Apa yang kamu ketahui tentang rumah sakit? Rumah sakit itu hanyalah tempat pengharapan terakhir. Tempat dimana harapan yang tinggi itu harus ditepis, tempat dimana kamu harus realistis bahwa semuanya akan berakhir buruk. Itulah yang ada di pikiran rere. sampai detik ini rere masih menunggu ayahnya yang sedang sakit dan dirawat di ruang isolasI. Rere tidak mengetahui penyakit apa yang dihadapi oleh ayahnya, yang dia tahu adalah kemungkinan ayahnya hidup hanyalah 20 %. Ibu rere pun belum sempat menceritakan apapun kepada rere, karena beliau masih terlalu shock melihat keadaan ayah rere sekarang. Kakak rey, Feno masih disibukkan dengan mengurus administrasi dan biaya perawatan ayah rere. 

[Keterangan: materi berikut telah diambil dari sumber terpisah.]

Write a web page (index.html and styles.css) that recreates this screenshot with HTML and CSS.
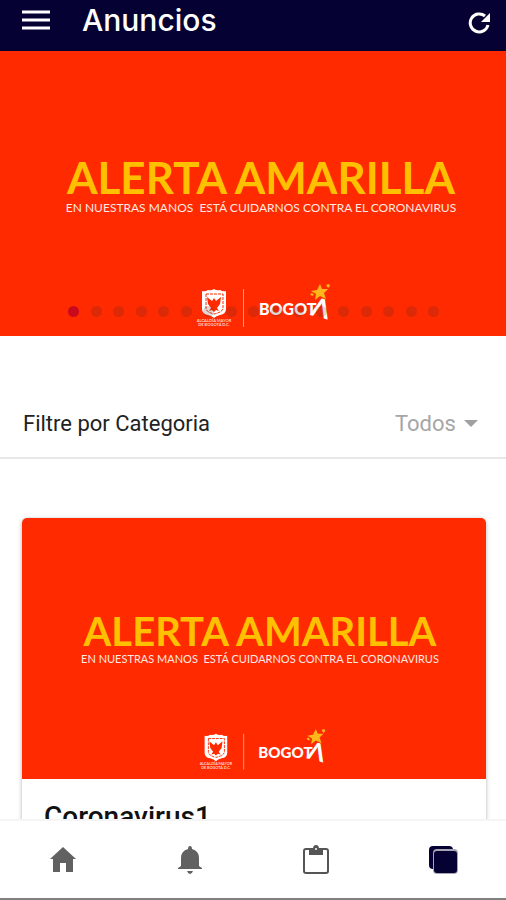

Rere terdiam sendiri di tengah lorong ICU, tertunduk, dan terkadang satu air mata jatuh membasahi pipi rere. baru saja rere berangkat ke luar negeri untuk merasakan pendidikan yang lebih, tapi yang dia dapatkan justru ayahnya dilarikan ke rumah sakit karena penyakit yang sampai sekarang rere tidak tahu. “keputusanku bulat ning..” ungkap rere kepada wening, salah satu sahabat rere yang sama-sama belajar di negara tersebut. “keputusanku bulat untuk meninggalkan belanda, aku tidak bisa mengorbankan ayahku dan aku juga tidak ingin apa yang aku lakukan disini sia-sia, karena disini aku justru terus memikirkan kondisi ayahku..” air mata rere menghangati pipi rere, dan kemudian wening memeluk rere “baiklah re, kalo itu maumu aku akan datangi profesor jane untuk mengatakan hal ini dan sekarang kau pulanglah ke Indonesia”. 

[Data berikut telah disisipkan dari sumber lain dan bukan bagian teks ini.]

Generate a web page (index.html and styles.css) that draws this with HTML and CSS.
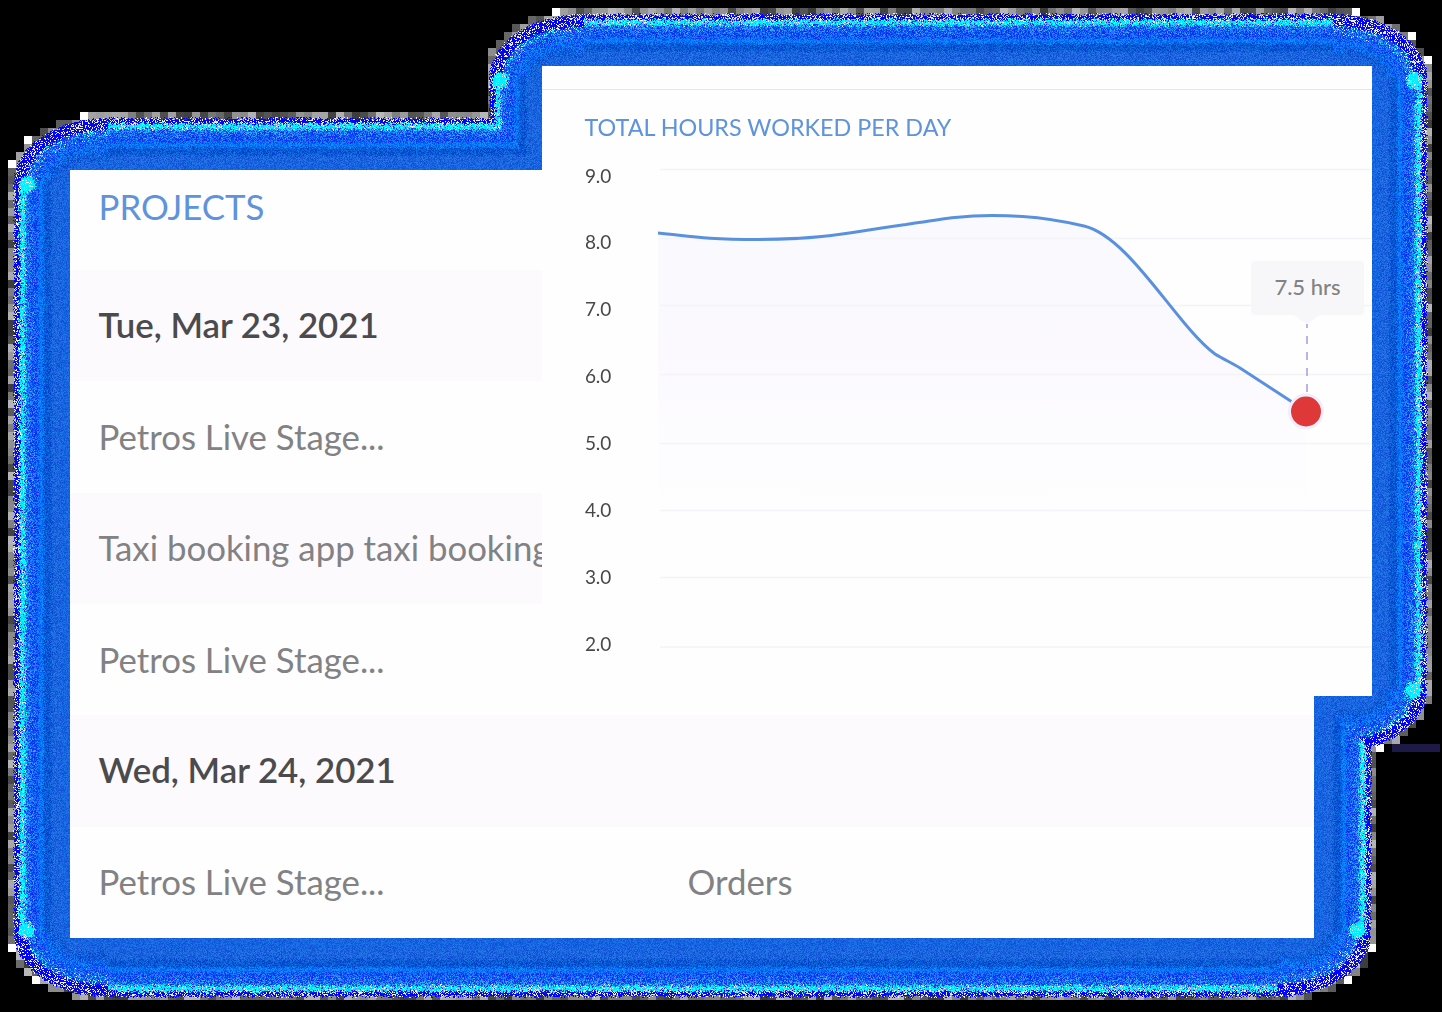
FILE: index.html
```
<!DOCTYPE html>
<html lang="en">
<head>
<meta charset="utf-8">
<title>Projects and hours</title>
<link rel="stylesheet" href="styles.css">
</head>
<body>
<main class="stage">
  <canvas class="halo" width="1442" height="1012"></canvas>
  <section class="card projects">
    <header class="projects-head">PROJECTS</header>
    <div class="row day tinted"><span>Tue, Mar 23, 2021</span></div>
    <div class="row"><span>Petros Live Stage...</span></div>
    <div class="row tinted"><span>Taxi booking app taxi booking</span></div>
    <div class="row"><span>Petros Live Stage...</span></div>
    <div class="row day tinted"><span>Wed, Mar 24, 2021</span></div>
    <div class="row"><span>Petros Live Stage...</span><span>Orders</span></div>
  </section>
  <section class="card hours">
    <div class="strip"></div>
    <h2 class="hours-title">TOTAL HOURS WORKED PER DAY</h2>
    <div class="chart">
      <div class="axis">
        <span>9.0</span><span>8.0</span><span>7.0</span><span>6.0</span><span>5.0</span><span>4.0</span><span>3.0</span><span>2.0</span>
      </div>
      <svg class="plot" viewBox="656 142 716 554" width="716" height="554">
        <defs>
          <linearGradient id="area" gradientUnits="userSpaceOnUse" x1="0" y1="215" x2="0" y2="515">
            <stop offset="0" stop-color="#faf9fe"/>
            <stop offset=".45" stop-color="#fbf9fe"/>
            <stop offset="1" stop-color="#fefefe"/>
          </linearGradient>
        </defs>
        <path fill="url(#area)" d="M658 233C690 236 702 239.500 758 239.500C830 239.500 860 230 906 224.500C942 219 961 215.500 992 215.500C1032 215.500 1060 220 1084 226C1130 237 1176 325 1215 354C1223 359 1232 363 1240 368L1306 411V515H658Z"/>
        <path class="grid" d="M660 169.500H1372M660 238.500H1372M660 305.500H1372M660 374.500H1372M660 443.500H1372M660 510.500H1372M660 577.500H1372M660 647H1372"/>
        <path class="line" d="M658 233C690 236 702 239.500 758 239.500C830 239.500 860 230 906 224.500C942 219 961 215.500 992 215.500C1032 215.500 1060 220 1084 226C1130 237 1176 325 1215 354C1223 359 1232 363 1240 368L1306 411"/>
        <path class="drop" d="M1307 324V398"/>
        <circle cx="1306" cy="411.500" r="18" fill="#f1eefc"/>
        <circle cx="1306" cy="411.500" r="15" fill="#df3838"/>
      </svg>
    </div>
    <div class="tip">7.5 hrs</div>
  </section>
</main>
<script src="halo.js"></script>
</body>
</html>
```
FILE: styles.css
```
* { box-sizing: border-box; }
body { margin: 0; background: #000; font-family: Lato, "Open Sans", sans-serif; }
.stage { position: relative; width: 1442px; height: 1012px; overflow: hidden; }
.halo { display: block; }
.card { position: absolute; background: #fefefe; overflow: hidden; }
.projects { left: 70px; top: 170px; width: 1244px; height: 768px; display: grid; grid-template-rows: 100px repeat(6, 1fr); font-size: 34.800px; color: #828284; white-space: nowrap; }
.projects-head { padding-left: 28.500px; line-height: 73px; color: #5f93db; }
.row { display: grid; grid-template-columns: 589px 1fr; align-items: center; padding-left: 28.500px; padding-bottom: 1px; }
.day { color: #4b4b4d; font-weight: 600; padding-bottom: 2px; }
.tinted { background: #fcfafd; }
.hours { left: 542px; top: 66px; width: 830px; height: 630px; }
.strip { height: 24px; border-bottom: 1.500px solid #dfe6f8; }
.hours-title { margin: 0; height: 52px; padding-left: 42.500px; font-size: 23.350px; font-weight: 400; line-height: 75px; color: #5f93db; white-space: nowrap; }
.chart { display: flex; }
.axis { width: 114px; padding: .6px 0 0 43px; display: flex; flex-direction: column; font-size: 19px; line-height: 66.860px; letter-spacing: -.150px; color: #48484a; }
.axis span { height: 66.860px; }
.plot { display: block; flex: none; }
.grid { fill: none; stroke: #f4f4f8; stroke-width: 1.500; }
.line { fill: none; stroke: #5a91de; stroke-width: 3; }
.drop { stroke: #bdb2ea; stroke-width: 2; stroke-dasharray: 8 8; stroke-dashoffset: 4; }
.tip { position: absolute; left: 709px; top: 195px; width: 113px; height: 54px; border-radius: 4px; background: #f7f7f9; color: #828284; font-size: 22px; font-weight: 500; line-height: 51px; text-align: center; }
.tip::after { content: ""; position: absolute; left: 43px; top: 54px; border: 13px solid transparent; border-top: 9px solid #f7f7f9; border-bottom: 0; }
```
FILE: halo.js
```
const canvas = document.querySelector('.halo');
const ctx = canvas.getContext('2d');
const W = canvas.width, H = canvas.height;
let seed = 20210323;
const rnd = () => {
  seed = (seed * 1664525 + 1013904223) >>> 0;
  return seed / 4294967296;
};

// Depth inside a box with elliptical corners; negative when outside.
function depth(x, y, b) {
  const rx = 95, ry = 64;
  const ex = Math.min(x - b[0], b[2] - x), ey = Math.min(y - b[1], b[3] - y);
  if (ex >= rx || ey >= ry) return Math.min(ex, ey);
  const px = rx - ex, py = ry - ey, p = Math.hypot(px, py);
  return p / Math.hypot(px / rx, py / ry) - p;
}
const back = [13, 117, 1371, 997], front = [488.500, 13, 1427, 753];
const field = (x, y) => Math.max(depth(x, y, back), depth(x, y, front));

// Coarse grey cells along the rim.
for (let y = 0; y < H; y += 8) for (let x = 0; x < W; x += 8) {
  const c = [field(x, y), field(x + 8, y), field(x, y + 8), field(x + 8, y + 8)];
  const hi = Math.max(...c);
  if (hi < .8 || Math.min(...c) > 8) continue;
  const g = hi < 1.8 ? 255 : 60 + rnd() * 125 | 0;
  ctx.fillStyle = `rgb(${g},${g},${g})`;
  ctx.fillRect(x, y, 8, 8);
}
ctx.fillStyle = '#1e1a48';
ctx.fillRect(1392, 744, 48, 8);

// Fine-grained blue bands by depth: [limit, r, g, b, grain].
const bands = [[12, 0, 240, 255, 40], [17, 22, 112, 255, 65], [25, 14, 92, 250, 50],
  [30, 6, 118, 250, 30], [38, 8, 88, 212, 28], [48, 26, 100, 222, 24], [9999, 22, 100, 224, 20]];
const nodes = [[27, 184], [500, 80], [1414, 80], [1413, 690], [1357, 930], [26, 930]];
const img = ctx.getImageData(0, 0, W, H);
for (let y = 0; y < H; y++) for (let x = 0; x < W; x++) {
  const d = field(x, y);
  if (d < 0) continue;
  const inBack = depth(x, y, back) > depth(x, y, front);
  const b = inBack ? back : front;
  const corner = Math.min(x - b[0], b[2] - x) < 95 && Math.min(y - b[1], b[3] - y) < 64;
  const e = d + (rnd() - .5) * 4, k = rnd();
  const node = nodes.some(n => Math.hypot(x - n[0], y - n[1]) < 6 + rnd() * 4);
  let c;
  if (node) {
    c = k < .15 ? [225, 255, 255] : [0, 225 + rnd() * 30, 255];
  } else if (e < (corner ? 13 : 6)) {
    if (e < 1) continue;
    c = k < .28 ? [235, 240, 255] : k < .36 ? [20, 20, 150] : [5, 5, 245];
  } else {
    const s = bands.find(v => e + (corner && d > 20 ? (rnd() - .5) * 16 : 0) < (corner ? v[0] + 5 : v[0]));
    const t = (rnd() - .5) * 2 * s[4];
    c = [s[1] + t * .5, s[2] + t, s[3] + t * .5];
    if (s[0] === 12 && k < .2) c = [220, 250, 255];
    if (s[0] === 12 && corner && k > .4) c = [20, 80, 220];
    if (d < 27 && k > .9) c = [35, 45, 235];
    if (d < 22 && k < .07) c = [75, 165, 255];
  }
  const i = (y * W + x) * 4;
  img.data[i] = c[0]; img.data[i + 1] = c[1]; img.data[i + 2] = c[2]; img.data[i + 3] = 255;
}
ctx.putImageData(img, 0, 0);
```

Selama di pesawat, awan tampak cerah, langit berwarna biru terang, sama sekali berbeda dengan perasaan rere saat ini. Semenjak mendapat telepon dari sang ibu bahwa ayahnya mengalami sakit dan kemungkinan hidup yang disebutkan ibu ditelepon, perasaan senang berubah menjadi duka, “aku ingin dekat ayah” gumam rere. kembali rere melihat ke luar pesawat, awan-awan itu menari dengan senang hati, dan sesekali rere teringat dengan memorinya di masa kecil bersama ayah. Ayah adalah sosok yang bijaksana, dia selalu mendengarkan apa yang rere katakan, meskipun tidak mengerti cara menanggapinya, ayah selalu membuat pertanyaan itu menjadi sebuah lelucon. Ayah tidak pernah mengeluh meskipun rere selalu membuat ayah merasa apa yang dilakukan ayah tidak berarti buat rere, tetapi rere tersadar bahwa apa yang dilakukan ayah ketika itu telah membuat rere menjadi seorang gadis yang berani menantang semua masalah yang ada, mandiri, dan penuh semangat menghadapi hal-hal yang baru. Ingin sekali rere mengucapkan terima kasih

Namun semua itu terlambat.
Dokter : “suster segera berikan saya injeksi.”
Suster :”siap dok.”
Dokter: “injeksi dilakukan dalam 5 detik. 1.2.3.4.5...”
*jedeg
Suster:”nihil dok..”

Berulang kali proses itu diberikan kepada ayah. Dari luar, rere, ibu, dan kak feno hanya bisa melihat sambil menangis. Dan akhirnya, semua alat dilepas dari tubuh ayah, tampak tubuh ayah yang kecil, yang sepertinya tidak mampu menahan alat tersebut kemudian kain putih yang biasa untuk menutupi setengah tubuh ayah dinaikkan sampai menutup mata ayah. “Ayah.. ayah..ayaaaahhh..”ibu berteriak.

Seketika ibu pingsan, sebelum dokter menjelaskan bahwa ayah sudah meninggal sementara rere hanya diam melihat ke jenazah ayahnya meskipun melalui  jendela kecil di pintu. “ayah, apapun yang engkau lakukan kepadaku, aku sadar ayah bahwa memang pilihanmu itu pastilah selalu yang terbaik bagi anak-anakmu. Maafkan aku jika terus mengatakan bahwa pikiran ayah itu kolot, ayah kurang modern, dan ayah hanya memikirkan kemauan ayah saja. Namun ayah, sungguh rere ingin mengatakan terima kasih untuk semua hal yang telah ayah berikan untuk rere. rere sadar bahwa mulai sekarang, tidak ada idealis yang akan dileluconkan oleh ayah, tidak ada makanan yang sengaja diasinkan agar aku dan kakak tidak memakannya, dan tentunya tidak ada lagi senyuman hangat dari seorang ayah terhebat seperti ayah. Selamat jalan yah,anakmu selalu mendoakanmu” bisik rere.